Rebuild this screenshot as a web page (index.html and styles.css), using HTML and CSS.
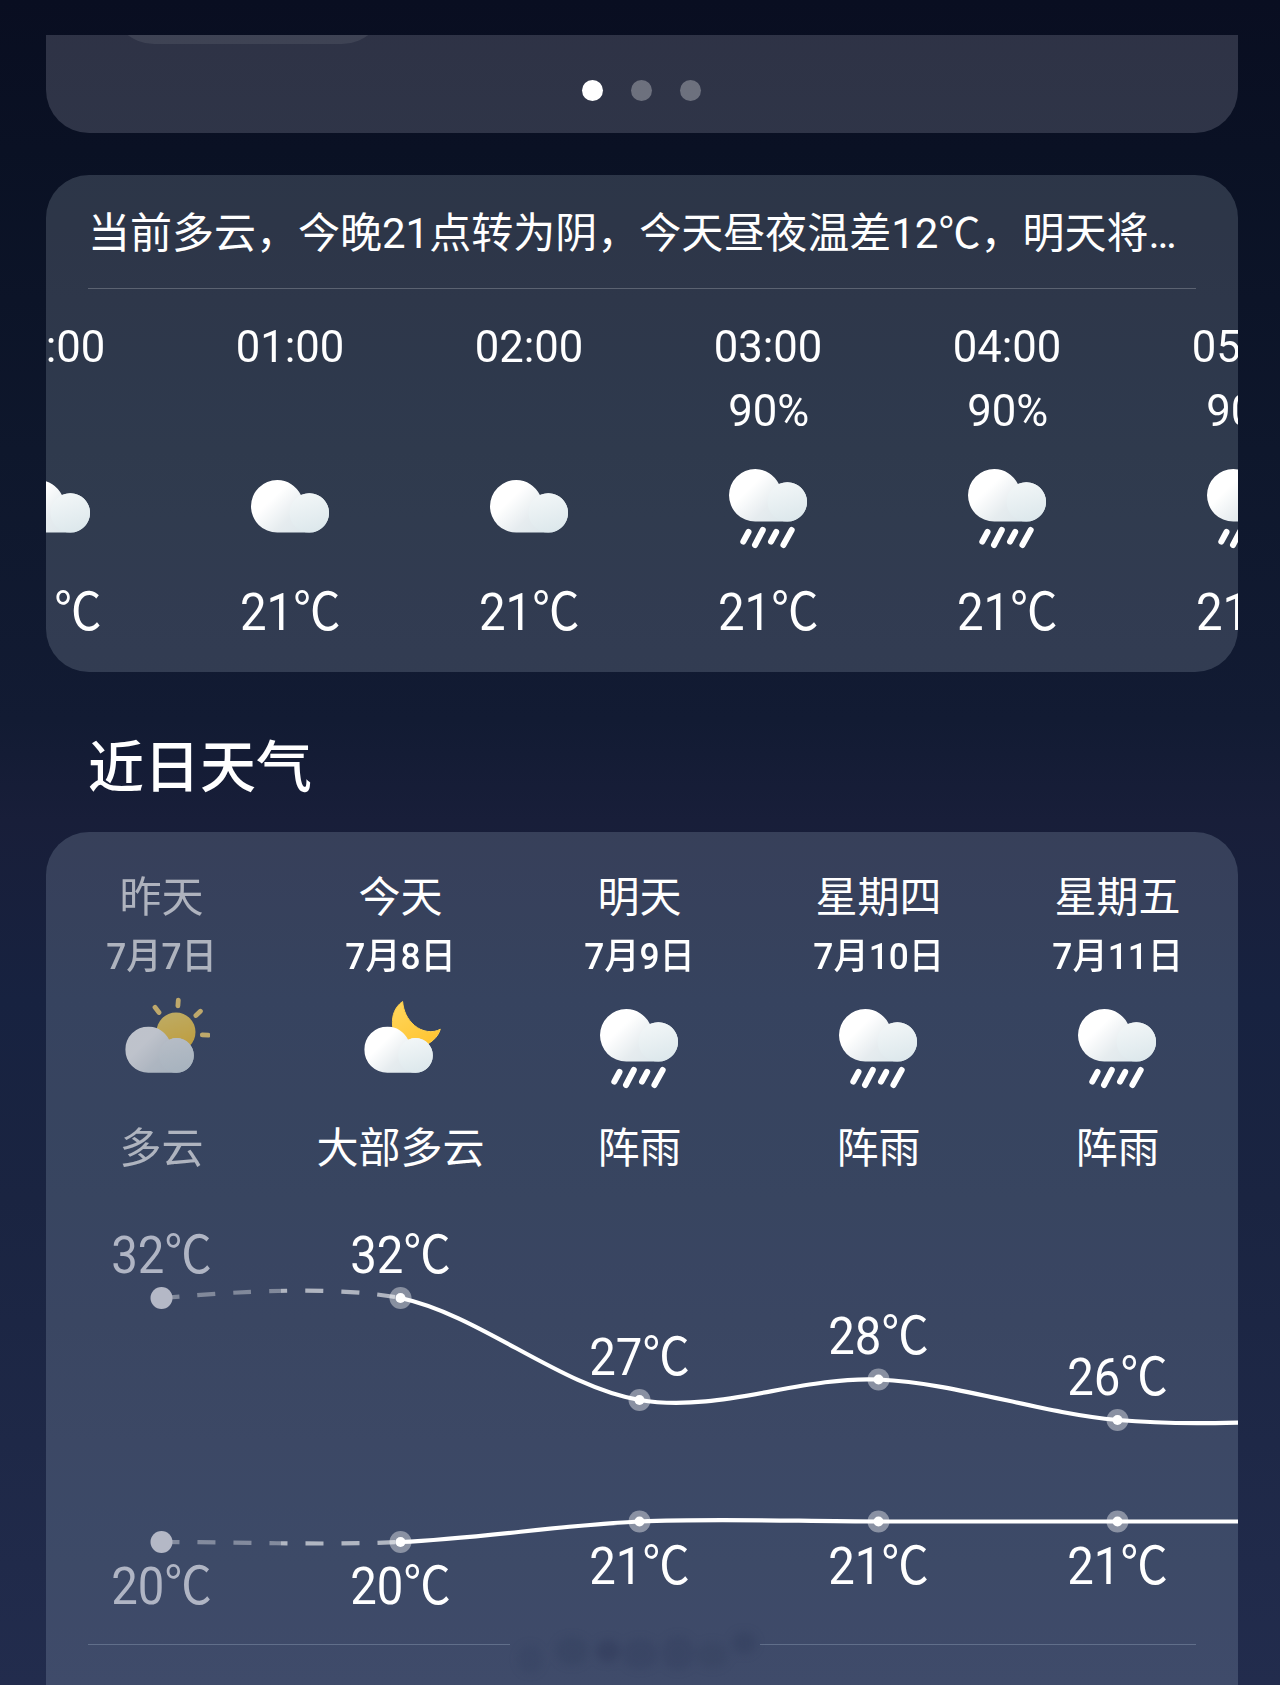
FILE: index.html
```html
<!DOCTYPE html>
<html lang="zh-CN">
<head>
  <meta charset="UTF-8">
  <meta name="viewport" content="width=device-width, initial-scale=1.0">
  <title>天气</title>
  <link rel="stylesheet" href="styles.css">
</head>
<body>
  <!-- Shared icon shapes -->
  <svg class="defs" width="0" height="0" aria-hidden="true">
    <defs>
      <linearGradient id="cloud-back" x1="0" y1="0.1" x2="1" y2="0.8">
        <stop offset="0.3" stop-color="#ffffff"/>
        <stop offset="0.62" stop-color="#e6ecef"/>
        <stop offset="1" stop-color="#d9e5ea"/>
      </linearGradient>
      <linearGradient id="cloud-front" x1="0.2" y1="0" x2="0.5" y2="1">
        <stop offset="0" stop-color="#f3f7f8"/>
        <stop offset="1" stop-color="#dde8ec"/>
      </linearGradient>
      <linearGradient id="moon-fill" x1="0" y1="0" x2="0.6" y2="1">
        <stop offset="0" stop-color="#ffd75e"/>
        <stop offset="1" stop-color="#ffc533"/>
      </linearGradient>
      <linearGradient id="sun-fill" x1="0" y1="0" x2="0.3" y2="1">
        <stop offset="0" stop-color="#ffdf6b"/>
        <stop offset="1" stop-color="#ffc933"/>
      </linearGradient>
      <linearGradient id="dash-fade" gradientUnits="userSpaceOnUse" x1="0" y1="0" x2="470" y2="0">
        <stop offset="0.5" stop-color="#fff" stop-opacity="0.36"/>
        <stop offset="0.5" stop-color="#fff" stop-opacity="0.6"/>
      </linearGradient>
      <symbol id="cloud" viewBox="0 0 78 53">
        <path d="M26.3 0a26.3 26.3 0 0 0 0 52.6H58.3a19.7 19.7 0 1 0-8.4-37.5A26.3 26.3 0 0 0 26.3 0z" fill="url(#cloud-back)"/>
        <circle cx="58.3" cy="32.9" r="19.7" fill="url(#cloud-front)"/>
      </symbol>
      <symbol id="icon-cloudy" viewBox="0 0 96 96">
        <use href="#cloud" x="8" y="26" width="78" height="53"/>
      </symbol>
      <symbol id="icon-rain" viewBox="0 0 96 96">
        <use href="#cloud" x="8" y="15" width="78" height="53"/>
        <path d="M27.5 78l-5.200 9.700M41.800 76l-7.800 15M55.200 78l-5.200 9.700M70.700 76l-8.300 15" stroke="#fff" stroke-width="6" stroke-linecap="round"/>
      </symbol>
      <symbol id="icon-night" viewBox="0 0 96 96">
        <path d="M49.600 7.500C42 13 38.800 21 39.500 31C41 48 54 55 67 53C78 50 85 43 87.300 35.200C80 39.500 69 38 61.500 31.500C54 25 50.500 17 49.600 7.500z" fill="url(#moon-fill)" stroke="#ffcf4a" stroke-width="1" stroke-linejoin="round"/>
        <use href="#cloud" x="11.200" y="32.500" width="68.700" height="46.600"/>
      </symbol>
      <symbol id="icon-day" viewBox="0 0 96 96">
        <circle cx="62" cy="38" r="19.500" fill="url(#sun-fill)"/>
        <path d="M64.300 6.200l-.4 5.600M41 13.300l4 5.200M86.400 17.200l-4.500 4.300M88.300 40.900l5.800.3" stroke="#ffd972" stroke-width="4.800" stroke-linecap="round"/>
        <use href="#cloud" x="11.200" y="32.500" width="68.700" height="46.600"/>
      </symbol>
    </defs>
  </svg>

  <section class="card card-top">
    <div class="pill"></div>
    <div class="dots">
      <span class="dot active"></span>
      <span class="dot"></span>
      <span class="dot"></span>
    </div>
  </section>

  <!-- Hourly forecast -->
  <section class="card card-hourly">
    <p class="summary">当前多云，今晚21点转为阴，今天昼夜温差12℃，明天将…</p>
    <div class="hours">
      <div class="hour">
        <div class="time">00:00</div>
        <div class="chance"></div>
        <svg class="icon"><use href="#icon-cloudy"/></svg>
        <div class="temp">21℃</div>
      </div>
      <div class="hour">
        <div class="time">01:00</div>
        <div class="chance"></div>
        <svg class="icon"><use href="#icon-cloudy"/></svg>
        <div class="temp">21℃</div>
      </div>
      <div class="hour">
        <div class="time">02:00</div>
        <div class="chance"></div>
        <svg class="icon"><use href="#icon-cloudy"/></svg>
        <div class="temp">21℃</div>
      </div>
      <div class="hour">
        <div class="time">03:00</div>
        <div class="chance">90%</div>
        <svg class="icon"><use href="#icon-rain"/></svg>
        <div class="temp">21℃</div>
      </div>
      <div class="hour">
        <div class="time">04:00</div>
        <div class="chance">90%</div>
        <svg class="icon"><use href="#icon-rain"/></svg>
        <div class="temp">21℃</div>
      </div>
      <div class="hour">
        <div class="time">05:00</div>
        <div class="chance">90%</div>
        <svg class="icon"><use href="#icon-rain"/></svg>
        <div class="temp">21℃</div>
      </div>
    </div>
  </section>

  <h2>近日天气</h2>

  <!-- Daily forecast -->
  <section class="card card-daily">
    <div class="days">
      <div class="day past">
        <div class="name">昨天</div>
        <div class="date">7月7日</div>
        <svg class="icon"><use href="#icon-day"/></svg>
        <div class="desc">多云</div>
      </div>
      <div class="day">
        <div class="name">今天</div>
        <div class="date">7月8日</div>
        <svg class="icon"><use href="#icon-night"/></svg>
        <div class="desc">大部多云</div>
      </div>
      <div class="day">
        <div class="name">明天</div>
        <div class="date">7月9日</div>
        <svg class="icon"><use href="#icon-rain"/></svg>
        <div class="desc">阵雨</div>
      </div>
      <div class="day">
        <div class="name">星期四</div>
        <div class="date">7月10日</div>
        <svg class="icon"><use href="#icon-rain"/></svg>
        <div class="desc">阵雨</div>
      </div>
      <div class="day">
        <div class="name">星期五</div>
        <div class="date">7月11日</div>
        <svg class="icon"><use href="#icon-rain"/></svg>
        <div class="desc">阵雨</div>
      </div>
    </div>

    <svg class="chart" viewBox="0 0 1192 443">
      <path class="line dashed" d="M115.500 98C155 95 275 83 354.500 98"/>
      <path class="line" d="M354.500 98C434 115 514 186.500 593.500 200S753 176 832.500 179.500S992 213 1071.500 220S1231 220 1310.500 220"/>
      <path class="line dashed" d="M115.500 342C195 342 275 345.400 354.500 342"/>
      <path class="line" d="M354.500 342C434 338.600 514 325 593.500 321.500S753 321.500 832.500 321.500H1192"/>

      <g class="points">
        <circle class="past-dot" cx="115.500" cy="98" r="11"/>
        <circle class="halo" cx="354.500" cy="98" r="11"/><circle cx="354.500" cy="98" r="5"/>
        <circle class="halo" cx="593.500" cy="200" r="11"/><circle cx="593.500" cy="200" r="5"/>
        <circle class="halo" cx="832.500" cy="179.500" r="11"/><circle cx="832.500" cy="179.500" r="5"/>
        <circle class="halo" cx="1071.500" cy="220" r="11"/><circle cx="1071.500" cy="220" r="5"/>
        <circle class="past-dot" cx="115.500" cy="342" r="11"/>
        <circle class="halo" cx="354.500" cy="342" r="11"/><circle cx="354.500" cy="342" r="5"/>
        <circle class="halo" cx="593.500" cy="321.500" r="11"/><circle cx="593.500" cy="321.500" r="5"/>
        <circle class="halo" cx="832.500" cy="321.500" r="11"/><circle cx="832.500" cy="321.500" r="5"/>
        <circle class="halo" cx="1071.500" cy="321.500" r="11"/><circle cx="1071.500" cy="321.500" r="5"/>
      </g>

      <g class="labels">
        <text class="past-label" x="115.500" y="73">32℃</text>
        <text x="354.500" y="73">32℃</text>
        <text x="593.500" y="175">27℃</text>
        <text x="832.500" y="154">28℃</text>
        <text x="1071.500" y="195">26℃</text>
        <text class="past-label" x="115.500" y="404">20℃</text>
        <text x="354.500" y="404">20℃</text>
        <text x="593.500" y="384">21℃</text>
        <text x="832.500" y="384">21℃</text>
        <text x="1071.500" y="384">21℃</text>
      </g>
    </svg>

    <div class="divider">
      <span class="rule"></span>
      <svg class="smudge" viewBox="0 0 250 50">
        <g fill="#2f3a59">
          <ellipse cx="20" cy="30" rx="12" ry="14" opacity=".22"/>
          <ellipse cx="62" cy="22" rx="16" ry="14" opacity=".3"/>
          <ellipse cx="98" cy="22" rx="12" ry="11" opacity=".5"/>
          <ellipse cx="130" cy="25" rx="18" ry="15" opacity=".28"/>
          <ellipse cx="168" cy="24" rx="16" ry="17" opacity=".28"/>
          <ellipse cx="202" cy="26" rx="16" ry="13" opacity=".25"/>
          <ellipse cx="234" cy="14" rx="12" ry="11" opacity=".35"/>
        </g>
      </svg>
      <span class="rule"></span>
    </div>
  </section>
</body>
</html>
```
FILE: styles.css
```css
* {
  box-sizing: border-box;
}
body {
  margin: 0;
  padding: 35px 42px 0 46px;
  height: 1685px;
  overflow: hidden;
  font-family: Roboto, "Noto Sans CJK SC", sans-serif;
  color: #fff;
  background: linear-gradient(#090e21 0, #0a1124 150px, #0e172c 450px, #121b33 720px, #181e39 820px, #172240 1000px, #1a2441 1200px, #222c4d 1685px);
}
.defs {
  position: absolute;
}
.card {
  background: rgba(225,240,255,0.16);
  border-radius: 43px;
  overflow: hidden;
}

/* tail of the card scrolled off the top */
.card-top {
  height: 98px;
  border-radius: 0 0 43px 43px;
  background: rgba(235,235,255,0.165);
}
.pill {
  width: 274px;
  height: 9px;
  margin-left: 65px;
  overflow: hidden;
}
.pill::before {
  content: "";
  display: block;
  height: 86px;
  margin-top: -77px;
  border-radius: 43px;
  background: rgba(255,255,255,0.08);
}
.dots {
  display: flex;
  justify-content: center;
  gap: 28px;
  margin: 36px 1px 0 0;
}
.dot {
  width: 21px;
  height: 21px;
  border-radius: 50%;
  background: rgba(255,255,255,0.3);
}
.dot.active {
  background: #fff;
}

.card-hourly {
  height: 497px;
  margin-top: 42px;
}
.summary {
  margin: 0 42px;
  height: 114px;
  line-height: 117px;
  font-size: 42px;
  white-space: nowrap;
  border-bottom: 1px solid rgba(255,255,255,0.22);
}
.hours {
  display: flex;
  margin-left: -114px;
  padding-top: 28px;
}
.hour, .day {
  flex: 0 0 239px;
  display: flex;
  flex-direction: column;
  align-items: center;
  white-space: nowrap;
}
.time, .chance {
  height: 60px;
  line-height: 60px;
  font-size: 45px;
  transform: scaleX(0.97);
}
.chance {
  margin-top: 4px;
}
.icon {
  width: 96px;
  height: 96px;
  margin-top: 13px;
}
.temp {
  margin-top: 33px;
  line-height: 60px;
  font-size: 52px;
  transform: scaleX(0.91);
}

h2 {
  margin: 56px 0 24px 42px;
  line-height: 80px;
  font-size: 56px;
  font-weight: 500;
}

.card-daily {
  height: 900px;
  border-radius: 43px 43px 0 0;
  background: rgba(215,235,255,0.165);
}
.days {
  display: flex;
  margin-left: -4px;
  padding-top: 36px;
}
.name, .desc {
  line-height: 60px;
  font-size: 42px;
}
.date {
  margin-top: 4px;
  line-height: 50px;
  font-size: 36px;
  font-weight: 500;
  transform: scaleX(0.98);
}
.day .icon {
  margin-top: 12px;
}
.desc {
  margin-top: 29px;
}
.past .name, .past .date, .past .desc {
  opacity: 0.6;
}
.past .icon {
  opacity: 0.68;
}

.chart {
  display: block;
  width: 1192px;
  height: 443px;
  margin-top: 21px;
}
.line {
  fill: none;
  stroke: #fff;
  stroke-width: 4.2;
}
.dashed {
  stroke: url(#dash-fade);
  stroke-dasharray: 18 18;
}
.points {
  fill: #fff;
}
.halo {
  fill: rgba(255,255,255,0.4);
}
.past-dot {
  fill: #b4b8c6;
}
.labels {
  fill: #fff;
  font-size: 52px;
  text-anchor: middle;
}
.labels text {
  transform: scaleX(0.91);
  transform-box: fill-box;
  transform-origin: center;
}
.labels .past-label {
  fill: #b0b5c4;
}

.divider {
  display: flex;
  align-items: flex-start;
  margin: 0 42px;
}
.rule {
  flex: 1;
  height: 1px;
  margin-top: 1px;
  background: rgba(200,220,240,0.25);
}
.rule:first-child {
  flex: 0 0 422px;
}
.smudge {
  width: 250px;
  height: 50px;
  margin-top: -14px;
  filter: blur(4px);
}
```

:::

__STATED PROBLEM__
Write only the number of lines in the data above that include "index".

__RESPONSE__
2